Perhaps the most fascinating extension of boundary layer theory is into the microscopic world. The theory is built on the continuum hypothesis—the idea that a fluid is a smooth medium. This works brilliantly for air flowing over an airplane wing. But what about a rarefied gas flowing through a micro-electro-mechanical system (MEMS), where the device dimensions might be comparable to the mean free path $\lambda$ of the gas molecules? At this scale, the no-slip condition breaks down; molecules can "slip" along the surface. Does this mean the entire theory is useless? Not at all! We simply replace the no-slip boundary condition with a more sophisticated one, such as the Maxwell slip condition, where the slip velocity is proportional to the local velocity gradient. We can then use this to find a correction to the classic Blasius solution.
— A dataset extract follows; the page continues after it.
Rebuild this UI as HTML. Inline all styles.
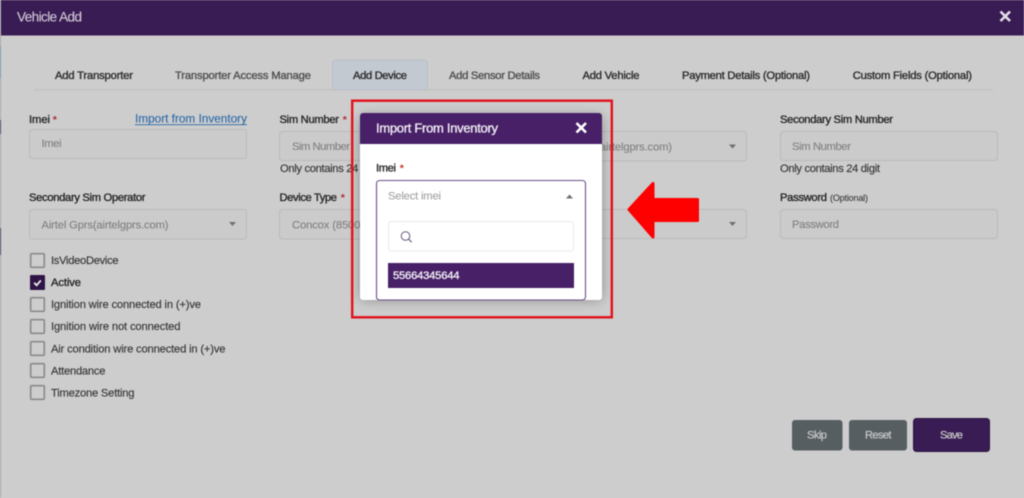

The result is astonishingly elegant: to a first order, the presence of slip reduces the boundary layer thickness by an amount exactly equal to the mean free path, $\Delta\delta_{99} = -\lambda$. This beautiful synthesis of continuum mechanics and kinetic theory allows us to apply the powerful concepts of boundary layers to the design of cutting-edge microfluidic devices.

From controlling the flight of an aircraft to cooling a microchip, from the mixing of ocean currents to the flow in a microscopic channel, the simple idea of a thin layer where viscosity matters has proven to be one of the most fruitful concepts in all of physical science. Its journey from a simple mathematical approximation to a cornerstone of modern technology is a testament to the power of physical intuition and the unifying beauty of physics.